> _Short exercise_: Leave the pictures out and retype the lines from the beginning through the line with "type JackColor = keyof typeof jackColors;", both ends included.

> _Raw data_:
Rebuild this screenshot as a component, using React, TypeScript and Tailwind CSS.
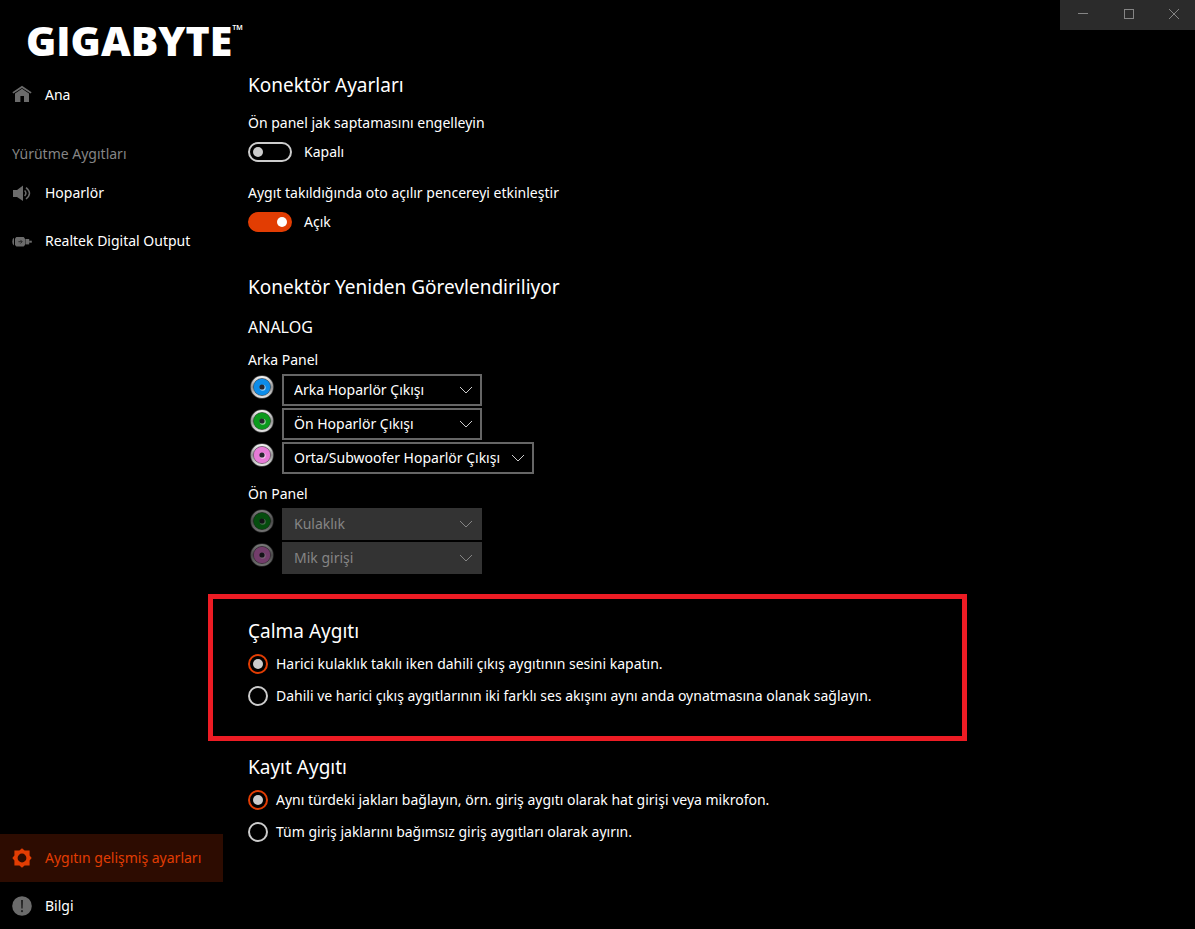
import { useState } from 'react';
import type { ReactNode } from 'react';

const jackColors = {
  blue: '#0c8ce9',
  green: '#0a9a1c',
  pink: '#e67bd6',
};

type JackColor = keyof typeof jackColors;

const rearJacks = [
  { id: 'rear-blue', color: 'blue', value: 'Arka Hoparlör Çıkışı', wide: false },
  { id: 'rear-green', color: 'green', value: 'Ön Hoparlör Çıkışı', wide: false },
  { id: 'rear-pink', color: 'pink', value: 'Orta/Subwoofer Hoparlör Çıkışı', wide: true },
] as const;

const frontJacks = [
  { id: 'front-green', color: 'green', value: 'Kulaklık' },
  { id: 'front-pink', color: 'pink', value: 'Mik girişi' },
] as const;

const playbackOptions = [
  'Harici kulaklık takılı iken dahili çıkış aygıtının sesini kapatın.',
  'Dahili ve harici çıkış aygıtlarının iki farklı ses akışını aynı anda oynatmasına olanak sağlayın.',
];

const recordingOptions = [
  'Aynı türdeki jakları bağlayın, örn. giriş aygıtı olarak hat girişi veya mikrofon.',
  'Tüm giriş jaklarını bağımsız giriş aygıtları olarak ayırın.',
];

function HomeIcon() {
  return (
    <svg width="20" height="20" viewBox="0 0 20 20" fill="#6b6b6b" aria-hidden="true">
      <path d="M10 0.8 L19.6 7.2 L18.6 8.6 L10 3 L1.4 8.6 L0.4 7.2 Z" />
      <path d="M10 3.8 L17 8.4 V17 H12 V11 H8.4 V17 H3 V8.4 Z" />
    </svg>
  );
}

function SpeakerIcon() {
  return (
    <svg width="20" height="20" viewBox="0 0 20 20" aria-hidden="true">
      <path d="M1 7 H5 L11 2.6 V18 L5 14 H1 Z" fill="#6b6b6b" />
      <g fill="none" stroke="#6b6b6b" strokeWidth="1.5">
        <path d="M12.6 7.6 Q15.2 10.4 12.6 13" />
        <path d="M14 4.6 Q21 10.4 14 16" />
      </g>
    </svg>
  );
}

function DigitalIcon() {
  return (
    <svg width="20" height="20" viewBox="0 0 20 20" fill="#6b6b6b" aria-hidden="true">
      <path d="M2 6.8 V14.6 Q0.3 14 0.3 10.7 Q0.3 7.4 2 6.8 Z" />
      <path d="M4.4 6 H11.6 L13 7.4 V14 L11.6 15.4 H4.4 L3 14 V7.4 Z" />
      <rect x="13.4" y="8" width="3.8" height="5.4" />
      <rect x="17.2" y="9.7" width="2.6" height="2" />
      <path d="M6.4 10.7 H10 M8.4 8.9 L10.2 10.7 L8.4 12.5" fill="none" stroke="#2b2b2b" />
    </svg>
  );
}

function GearIcon() {
  return (
    <svg width="20" height="20" viewBox="0 0 20 20" aria-hidden="true">
      <path
        fill="#e23d03"
        fillRule="evenodd"
        d="M10 0.3 L12.6 2.4 H17.6 V7.4 L19.7 10 L17.6 12.6 V17.6 H12.6 L10 19.7 L7.4 17.6 H2.4 V12.6 L0.3 10 L2.4 7.4 V2.4 H7.4 Z M10 5.6 A4.4 4.4 0 1 0 10 14.4 A4.4 4.4 0 1 0 10 5.6 Z"
      />
    </svg>
  );
}

function InfoIcon() {
  return (
    <svg width="20" height="20" viewBox="0 0 20 20" aria-hidden="true">
      <circle cx="10" cy="10" r="9.8" fill="#6b6b6b" />
      <path d="M9 4 H11 L10.7 12.6 H9.3 Z" fill="#222" />
      <circle cx="10" cy="15.2" r="1.1" fill="#222" />
    </svg>
  );
}

function Jack({ color, dimmed = false }: { color: JackColor; dimmed?: boolean }) {
  const metal = `metal-${color}-${dimmed}`;
  return (
    <svg
      width="24"
      height="24"
      viewBox="0 0 24 24"
      className={dimmed ? 'opacity-50' : ''}
      aria-hidden="true"
    >
      <defs>
        <linearGradient id={metal} x1="0" y1="0" x2="0" y2="1">
          <stop offset="0" stopColor="#f0f0f0" />
          <stop offset="0.5" stopColor="#909090" />
          <stop offset="1" stopColor="#e0e0e0" />
        </linearGradient>
      </defs>
      <circle cx="12" cy="12" r="11.8" fill="#4a4a4a" />
      <circle cx="12" cy="12" r="9.8" fill="none" stroke={`url(#${metal})`} strokeWidth="2.6" />
      <circle cx="12" cy="12" r="8.6" fill={jackColors[color]} stroke="#333" strokeOpacity="0.4" />
      <circle cx="12.7" cy="12.7" r="3" fill="#fff" fillOpacity="0.6" />
      <circle cx="12" cy="12" r="2.6" fill="#26262e" />
    </svg>
  );
}

function NavItem({
  icon,
  label,
  active = false,
}: {
  icon: ReactNode;
  label: string;
  active?: boolean;
}) {
  return (
    <a
      href="#"
      className={`flex h-12 items-center gap-[13px] pl-3 ${
        active ? 'bg-[#2d0c01] text-[#e23d03]' : 'text-white'
      }`}
    >
      {icon}
      {label}
    </a>
  );
}

function Toggle({ label, initial }: { label: string; initial: boolean }) {
  const [on, setOn] = useState(initial);
  return (
    <label className="block">
      <span className="block">{label}</span>
      <span className="mt-[9px] flex items-center gap-3">
        <input
          type="checkbox"
          role="switch"
          checked={on}
          onChange={() => setOn(!on)}
          className="flex h-5 w-11 appearance-none items-center rounded-full border-2 border-[#ccc] px-[3px] before:size-[10px] before:rounded-full before:bg-[#ccc] checked:justify-end checked:border-[#e23d03] checked:bg-[#e23d03] checked:before:bg-white"
        />
        {on ? 'Açık' : 'Kapalı'}
      </span>
    </label>
  );
}

function JackSelect({
  id,
  color,
  value,
  wide = false,
  disabled = false,
}: {
  id: string;
  color: JackColor;
  value: string;
  wide?: boolean;
  disabled?: boolean;
}) {
  return (
    <div className="flex gap-2 pl-[2px]">
      <label htmlFor={id} aria-label={value} className="pt-px">
        <Jack color={color} dimmed={disabled} />
      </label>
      <div className={`relative ${wide ? 'w-[252px]' : 'w-[200px]'}`}>
        <select
          id={id}
          disabled={disabled}
          defaultValue={value}
          className="block h-8 w-full appearance-none border-2 border-[#666] bg-black pl-[10px] text-white disabled:border-[#333] disabled:bg-[#333] disabled:text-[#858585] disabled:opacity-100"
        >
          <option>{value}</option>
        </select>
        <svg
          width="14"
          height="8"
          viewBox="0 0 14 8"
          fill="none"
          stroke={disabled ? '#858585' : '#ccc'}
          className="pointer-events-none absolute top-3 right-[9px]"
          aria-hidden="true"
        >
          <path d="M1 1 L7 7 L13 1" />
        </svg>
      </div>
    </div>
  );
}

function RadioGroup({ title, name, options }: { title: string; name: string; options: string[] }) {
  return (
    <fieldset>
      <legend className="text-[19px] leading-7">{title}</legend>
      <div className="pt-[3px]">
        {options.map((option, index) => (
          <label key={option} className="flex min-h-8 items-center gap-2">
            <input
              type="radio"
              name={name}
              defaultChecked={index === 0}
              className="flex size-5 shrink-0 appearance-none items-center justify-center rounded-full border-2 border-[#ccc] checked:border-[#e23d03] checked:before:size-[10px] checked:before:rounded-full checked:before:bg-[#ccc]"
            />
            {option}
          </label>
        ))}
      </div>
    </fieldset>
  );
}

function WindowControls() {
  return (
    <div className="absolute top-0 right-0 flex h-[30px] w-[135px] bg-[#2b2b2b] pb-[2px] text-[#858585]">
      <button type="button" aria-label="Simge durumuna küçült" className="flex w-[46px] items-center justify-center">
        <svg width="10" height="10" viewBox="0 0 10 10" stroke="currentColor">
          <path d="M0 4.5 H10" />
        </svg>
      </button>
      <button type="button" aria-label="Ekranı kapla" className="flex w-[46px] items-center justify-center">
        <svg width="10" height="10" viewBox="0 0 10 10" fill="none" stroke="currentColor">
          <rect x="0.5" y="0.5" width="9" height="9" />
        </svg>
      </button>
      <button type="button" aria-label="Kapat" className="flex flex-1 items-center justify-center">
        <svg width="10" height="10" viewBox="0 0 10 10" stroke="currentColor">
          <path d="M0 0 L10 10 M10 0 L0 10" />
        </svg>
      </button>
    </div>
  );
}

export default function App() {
  return (
    <div className="relative flex min-h-screen overflow-hidden bg-black font-['Noto_Sans',sans-serif] text-[14px] leading-5 text-white">
      <aside className="flex w-[223px] shrink-0 flex-col">
        <div className="flex h-[71px] items-start pt-4 pl-[26px] font-['Open_Sans',sans-serif]">
          <span className="text-[41px] leading-[48px] font-extrabold">GIGABYTE</span>
          <span className="pt-[6px] text-[14px] leading-4 font-semibold">™</span>
        </div>
        <nav className="flex flex-1 flex-col">
          <NavItem icon={<HomeIcon />} label="Ana" />
          <h2 className="mt-[25px] mb-[5px] pl-3 text-[#858585]">Yürütme Aygıtları</h2>
          <NavItem icon={<SpeakerIcon />} label="Hoparlör" />
          <NavItem icon={<DigitalIcon />} label="Realtek Digital Output" />
          <div className="mt-auto -mb-px">
            <NavItem icon={<GearIcon />} label="Aygıtın gelişmiş ayarları" active />
            <NavItem icon={<InfoIcon />} label="Bilgi" />
          </div>
        </nav>
      </aside>

      <main className="flex-1 pt-[71px] pl-[25px]">
        <section>
          <h1 className="text-[19px] leading-7">Konektör Ayarları</h1>
          <div className="mt-[14px] flex flex-col gap-[21px]">
            <Toggle label="Ön panel jak saptamasını engelleyin" initial={false} />
            <Toggle label="Aygıt takıldığında oto açılır pencereyi etkinleştir" initial />
          </div>
        </section>

        <section className="mt-[41px]">
          <h1 className="text-[19px] leading-7">Konektör Yeniden Görevlendiriliyor</h1>
          <h2 className="mt-4 text-[16px]">ANALOG</h2>
          <h3 className="mt-[13px]">Arka Panel</h3>
          <div className="mt-1 flex flex-col gap-[2px]">
            {rearJacks.map((jack) => (
              <JackSelect key={jack.id} {...jack} />
            ))}
          </div>
          <h3 className="mt-[10px]">Ön Panel</h3>
          <div className="mt-1 flex flex-col gap-[2px]">
            {frontJacks.map((jack) => (
              <JackSelect key={jack.id} {...jack} disabled />
            ))}
          </div>
        </section>

        {/* the frame reaches past the section on every side */}
        <section className="relative mt-[43px] max-w-[719px]">
          <div className="pointer-events-none absolute -top-[23px] right-0 -bottom-[29px] -left-10 border-5 border-[#ed1c24]" />
          <RadioGroup title="Çalma Aygıtı" name="playback" options={playbackOptions} />
        </section>

        <section className="mt-[41px]">
          <RadioGroup title="Kayıt Aygıtı" name="recording" options={recordingOptions} />
        </section>
      </main>

      <WindowControls />
    </div>
  );
}
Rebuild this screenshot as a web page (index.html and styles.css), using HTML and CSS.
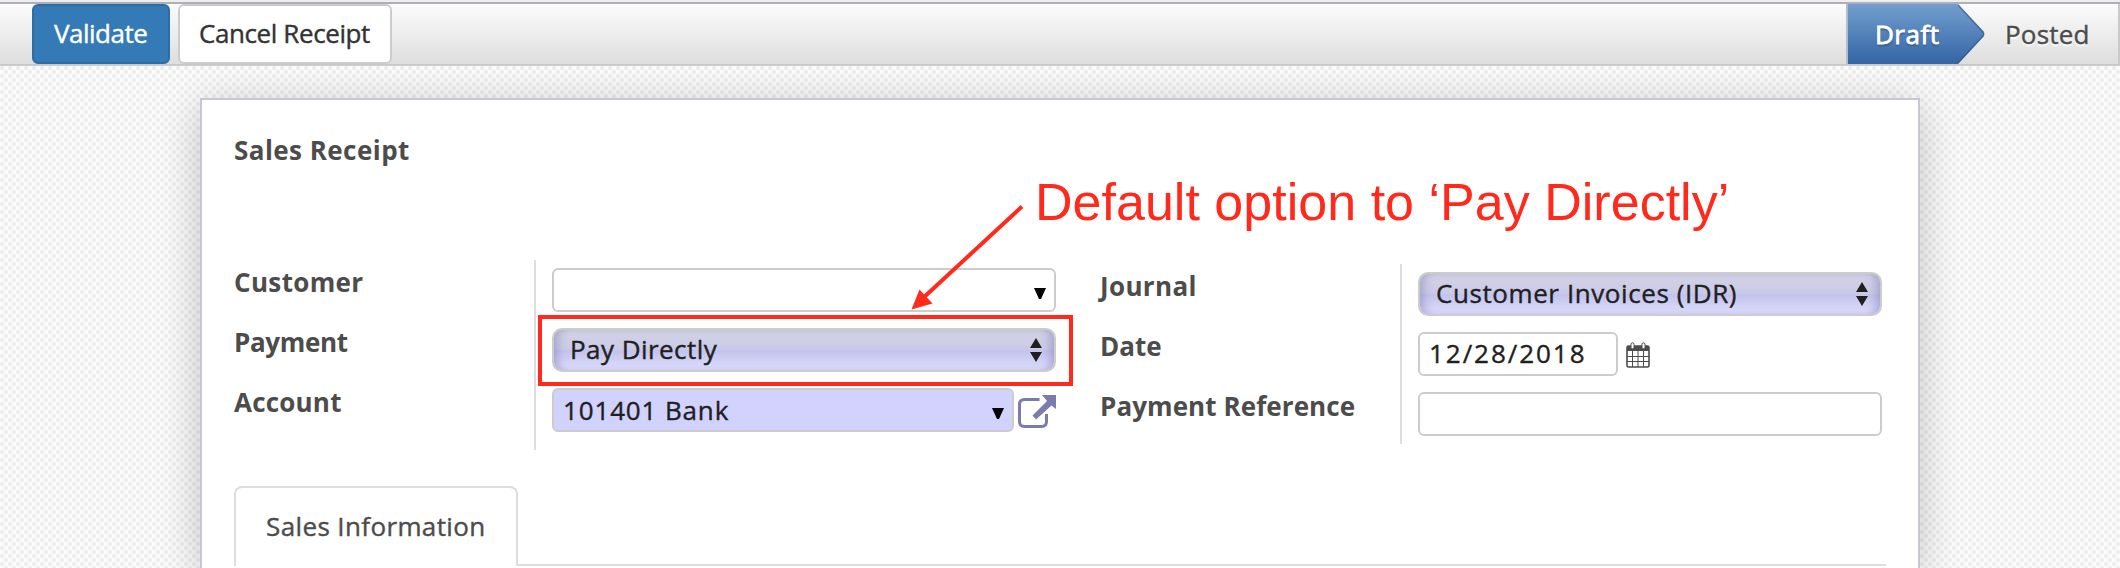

> _Expected answer_:
Rebuild this screenshot as a component, using React, TypeScript and Tailwind CSS.
import { useState } from 'react';
import type { ReactNode } from 'react';

const jackColors = {
  blue: '#0c8ce9',
  green: '#0a9a1c',
  pink: '#e67bd6',
};

type JackColor = keyof typeof jackColors;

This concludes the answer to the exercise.